Some counties were more successful: Garrett County requested $264,000 and has been recommended for $263,000. Somerset County asked for $680,000 and Kent County asked for $460,000 and both were recommended to get it all.
The interagency commission recommended a total of $107.4 million in school construction projects to the board, which will decide how to allot the extra money.
Allocation of the surplus is still up to the General Assembly, but legislative leaders have said they would like to see the money go to such one-time expenditures.
The Republican Caucus said Tuesday it supports spending the surplus on school construction and House Democratic leaders have said they would like to direct at least $60 million of the surplus to schools construction.

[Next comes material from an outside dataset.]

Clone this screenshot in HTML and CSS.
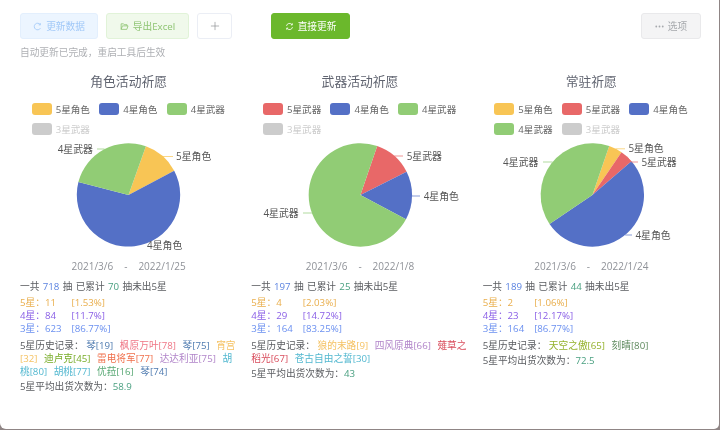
FILE: index.html
```html
<!DOCTYPE html>
<html lang="zh-CN">
<head>
<meta charset="utf-8">
<title>祈愿记录</title>
<link rel="stylesheet" href="styles.css">
</head>
<body>
<main class="app">
  <div class="toolbar">
    <button class="btn btn-blue" type="button">
      <svg class="ico" viewBox="0 0 12 12"><path d="M9.6 3.4A4.4 4.4 0 1 0 9.9 8.2"/><path d="M9.8 1.6v2.2H7.6"/></svg>更新数据
    </button>
    <button class="btn btn-lime" type="button">
      <svg class="ico" viewBox="0 0 12 12"><path d="M1.5 9.8V2.4h3.2l1 1.2h3.6v1.6"/><path d="M1.5 9.8h7.6l1.6-4.6H3.2z"/></svg>导出Excel
    </button>
    <button class="btn btn-plus" type="button">
      <svg class="ico-plus" viewBox="0 0 11 11"><path d="M5.5 1v9M1 5.5h9"/></svg>
    </button>
    <button class="btn btn-green" type="button">
      <svg class="ico" viewBox="0 0 12 12"><path d="M2 5.2A4.1 4.1 0 0 1 9.4 3.6"/><path d="M10 6.8A4.1 4.1 0 0 1 2.6 8.4"/><path d="M9.8 1.8v2.1H7.7"/><path d="M2.2 10.2V8.1h2.1"/></svg>直接更新
    </button>
    <button class="btn btn-gray" type="button">
      <svg class="ico-dots" viewBox="0 0 10 3"><circle cx="1.4" cy="1.5" r="1"/><circle cx="5" cy="1.5" r="1"/><circle cx="8.6" cy="1.5" r="1"/></svg>选项
    </button>
  </div>
  <p class="hint">自动更新已完成，重启工具后生效</p>

  <div class="columns">
    <section class="col">
      <h2 class="title">角色活动祈愿</h2>
      <div class="legend">
        <span class="lg"><i class="sw yellow"></i>5星角色</span>
        <span class="lg"><i class="sw blue"></i>4星角色</span>
        <span class="lg"><i class="sw green"></i>4星武器</span>
        <span class="lg off"><i class="sw gray"></i>3星武器</span>
      </div>
      <svg class="pie" viewBox="0 0 217 120">
        <path class="f-yellow" d="M108.5 57L125.9 8.3A51.7 51.7 0 0 1 154.2 32.7Z"/>
        <path class="f-blue" d="M108.5 57L154.2 32.7A51.7 51.7 0 1 1 58.4 44.1Z"/>
        <path class="f-green" d="M108.5 57L58.4 44.1A51.7 51.7 0 0 1 125.9 8.3Z"/>
        <path class="l-yellow" d="M142.4 18.5H153"/>
        <path class="l-green" d="M77 11H84.5"/>
        <text class="lbl" x="156" y="18">5星角色</text>
        <text class="lbl end" x="73" y="11">4星武器</text>
        <text class="lbl" x="127" y="107">4星角色</text>
      </svg>
      <div class="dates"><span>2021/3/6</span><span>-</span><span>2022/1/25</span></div>
      <p class="total">一共 <b class="c-blue">718</b> 抽 已累计 <b class="c-teal">70</b> 抽未出5星</p>
      <ul class="rates">
        <li class="r5"><span class="cnt">5星：11</span>[1.53%]</li>
        <li class="r4"><span class="cnt">4星：84</span>[11.7%]</li>
        <li class="r3"><span class="cnt">3星：623</span>[86.77%]</li>
      </ul>
      <p class="hist">5星历史记录： <span class="h h-steel">琴[19]</span> <span class="h h-pink">枫原万叶[78]</span> <span class="h h-steel">琴[75]</span> <span class="h-amber">宵宫</span><span class="h h-amber">[32]</span> <span class="h h-lime">迪卢克[45]</span> <span class="h h-coral">雷电将军[77]</span> <span class="h h-violet">达达利亚[75]</span> <span class="h-cyan">胡</span><span class="h h-cyan">桃[80]</span> <span class="h h-cyan">胡桃[77]</span> <span class="h h-moss">优菈[16]</span> <span class="h h-steel">琴[74]</span></p>
      <p class="avg">5星平均出货次数为：<b class="c-teal">58.9</b></p>
    </section>

    <section class="col">
      <h2 class="title">武器活动祈愿</h2>
      <div class="legend">
        <span class="lg"><i class="sw red"></i>5星武器</span>
        <span class="lg"><i class="sw blue"></i>4星角色</span>
        <span class="lg"><i class="sw green"></i>4星武器</span>
        <span class="lg off"><i class="sw gray"></i>3星武器</span>
      </div>
      <svg class="pie" viewBox="0 0 217 120">
        <path class="f-red" d="M109.4 57L126.2 8.1A51.7 51.7 0 0 1 155.6 33.8Z"/>
        <path class="f-blue" d="M109.4 57L155.6 33.8A51.7 51.7 0 0 1 155 81.3Z"/>
        <path class="f-green" d="M109.4 57L155 81.3A51.7 51.7 0 1 1 126.2 8.1Z"/>
        <path class="l-red" d="M143.3 18H152"/>
        <path class="l-blue" d="M161 58H169"/>
        <path class="l-green" d="M52 75H60.9"/>
        <text class="lbl" x="155.7" y="18">5星武器</text>
        <text class="lbl" x="172.7" y="58">4星角色</text>
        <text class="lbl end" x="47.7" y="75">4星武器</text>
      </svg>
      <div class="dates"><span>2021/3/6</span><span>-</span><span>2022/1/8</span></div>
      <p class="total">一共 <b class="c-blue">197</b> 抽 已累计 <b class="c-teal">25</b> 抽未出5星</p>
      <ul class="rates">
        <li class="r5"><span class="cnt">5星：4</span>[2.03%]</li>
        <li class="r4"><span class="cnt">4星：29</span>[14.72%]</li>
        <li class="r3"><span class="cnt">3星：164</span>[83.25%]</li>
      </ul>
      <p class="hist">5星历史记录： <span class="h h-amber">狼的末路[9]</span> <span class="h h-violet">四风原典[66]</span> <span class="h-crimson">薙草之</span><span class="h h-crimson">稻光[67]</span> <span class="h h-cyan">苍古自由之誓[30]</span></p>
      <p class="avg">5星平均出货次数为：<b class="c-teal">43</b></p>
    </section>

    <section class="col">
      <h2 class="title">常驻祈愿</h2>
      <div class="legend">
        <span class="lg"><i class="sw yellow"></i>5星角色</span>
        <span class="lg"><i class="sw red"></i>5星武器</span>
        <span class="lg"><i class="sw blue"></i>4星角色</span>
        <span class="lg"><i class="sw green"></i>4星武器</span>
        <span class="lg off"><i class="sw gray"></i>3星武器</span>
      </div>
      <svg class="pie" viewBox="0 0 217 120">
        <path class="f-yellow" d="M109.4 57L126.2 8.1A51.7 51.7 0 0 1 138.5 14.3Z"/>
        <path class="f-red" d="M109.4 57L138.5 14.3A51.7 51.7 0 0 1 148.5 23.2Z"/>
        <path class="f-blue" d="M109.4 57L148.5 23.2A51.7 51.7 0 1 1 66.5 85.9Z"/>
        <path class="f-green" d="M109.4 57L66.5 85.9A51.7 51.7 0 0 1 126.2 8.1Z"/>
        <path class="l-yellow" d="M132.6 10.8H142"/>
        <path class="l-red" d="M143.8 18.4L148 24H155"/>
        <path class="l-blue" d="M142.2 97H149"/>
        <path class="l-green" d="M60 24H69.6"/>
        <text class="lbl" x="145.4" y="10">5星角色</text>
        <text class="lbl" x="158.4" y="24">5星武器</text>
        <text class="lbl" x="152.4" y="97">4星角色</text>
        <text class="lbl end" x="55.4" y="24">4星武器</text>
      </svg>
      <div class="dates"><span>2021/3/6</span><span>-</span><span>2022/1/24</span></div>
      <p class="total">一共 <b class="c-blue">189</b> 抽 已累计 <b class="c-teal">44</b> 抽未出5星</p>
      <ul class="rates">
        <li class="r5"><span class="cnt">5星：2</span>[1.06%]</li>
        <li class="r4"><span class="cnt">4星：23</span>[12.17%]</li>
        <li class="r3"><span class="cnt">3星：164</span>[86.77%]</li>
      </ul>
      <p class="hist">5星历史记录： <span class="h h-olive">天空之傲[65]</span> <span class="h h-forest">刻晴[80]</span></p>
      <p class="avg">5星平均出货次数为：<b class="c-teal">72.5</b></p>
    </section>
  </div>
</main>
</body>
</html>
```
FILE: styles.css
```css
* { box-sizing: border-box; }
html, body { margin: 0; padding: 0; height: 100%; overflow: hidden; }
body {
  width: 720px;
  height: 430px;
  background: #8f8585;
  font-family: "Open Sans", "Noto Sans CJK SC", sans-serif;
  font-size: 9.7px;
  line-height: 13px;
  color: #5a5c60;
}
.app {
  width: 718.5px;
  height: 429px;
  padding: 13px 17.5px 0 20px;
  background: #fff;
  border-radius: 0 0 5px 6px;
  filter: blur(0.3px);
}
.toolbar { display: flex; gap: 8px; height: 26px; }
.btn {
  display: flex;
  align-items: center;
  justify-content: center;
  gap: 4px;
  height: 26px;
  padding: 0;
  border: 1px solid transparent;
  border-radius: 3px;
  font: inherit;
}
.btn-blue { width: 78px; background: #ecf5ff; border-color: #e3effd; color: #a0c8f8; }
.btn-lime { width: 83px; background: #f0f9eb; border-color: #e1f3d8; color: #8ec472; }
.btn-plus { width: 35px; background: #fff; border-color: #ebeef5; color: #909399; }
.btn-green { width: 79px; margin-left: 31px; background: #6bb82c; border-color: #6bb82c; color: #fff; }
.btn-gray { width: 60px; margin-left: auto; background: #f4f4f5; border-color: #e9e9eb; color: #a6a9ad; }
.ico { width: 9px; height: 9px; fill: none; stroke: currentColor; stroke-width: 1.1; }
.ico-plus { width: 10px; height: 10px; fill: none; stroke: #85888c; stroke-width: 0.7; }
.ico-dots { width: 9px; height: 3px; fill: #a6a9ad; }
.hint { margin: 7px 0 0; color: #aeb0b4; }

.columns { display: flex; margin: 13px -6px 0 -7px; }
.col { flex: 1 1 0; min-width: 0; padding: 0 7px; }
.title {
  margin: 0;
  font-size: 12.8px;
  line-height: 18px;
  font-weight: 400;
  text-align: center;
  color: #606470;
}
.legend {
  display: grid;
  grid-template-columns: 67.5px 67.5px 59px;
  row-gap: 8px;
  width: 194px;
  margin: 13px auto 0;
}
.lg { display: flex; align-items: center; gap: 4px; height: 12px; white-space: nowrap; font-size: 9.6px; color: #666; }
.lg.off { color: #ccc; }
.sw { flex: none; width: 20px; height: 12px; border-radius: 3px; }
.yellow { background: #f8c555; }
.blue { background: #5470c6; }
.green { background: #91cc75; }
.red { background: #e86868; }
.gray { background: #ccc; }

.pie { display: block; width: 217px; height: 120px; margin-top: 3px; overflow: visible; }
.f-yellow { fill: #f8c555; }
.f-blue { fill: #5470c6; }
.f-green { fill: #91cc75; }
.f-red { fill: #e86868; }
.l-yellow, .l-blue, .l-green, .l-red { fill: none; stroke-width: 0.7; }
.l-yellow { stroke: #f8c555; }
.l-blue { stroke: #5470c6; }
.l-green { stroke: #91cc75; }
.l-red { stroke: #e86868; }
.lbl { font-size: 9.9px; fill: #555; dominant-baseline: central; }
.end { text-anchor: end; }

.dates { display: flex; justify-content: center; gap: 11px; margin-top: 2px; font-size: 10px; color: #8f9298; }
.total, .hist, .avg { margin: 0; }
.total { margin-top: 7px; word-spacing: 0.8px; }
b { font-weight: 400; }
.c-blue { color: #5b83e0; }
.c-teal { color: #4aa081; }
.rates { list-style: none; margin: 3px 0 0; padding: 0; }
.cnt { display: inline-block; width: 51.5px; }
.r5 { color: #e9ae4c; }
.r4 { color: #8a5fe6; }
.r3 { color: #6b90f0; }
.hist { margin-top: 4px; }
.h { margin-right: 4px; }
.avg { margin-top: 2px; }
.h-steel { color: #4f7bb0; }
.h-pink { color: #ef7585; }
.h-amber { color: #f5c263; }
.h-lime { color: #78ac28; }
.h-coral { color: #f0704c; }
.h-violet { color: #b184c9; }
.h-cyan { color: #53b8d0; }
.h-moss { color: #58a874; }
.h-crimson { color: #d94c5c; }
.h-olive { color: #94b22c; }
.h-forest { color: #5f8a5e; }
```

Montgomery County is in the middle of several large construction projects, Lavorgna said, building two new high schools and renovating existing schools. The county has already spent money on many of those projects and is looking to the state to recoup some of its costs, he said.
While the extra money still will not fund all of the requests in the state, Lavorgna said some extra money is better than none.
“This is good news for school construction,” he said.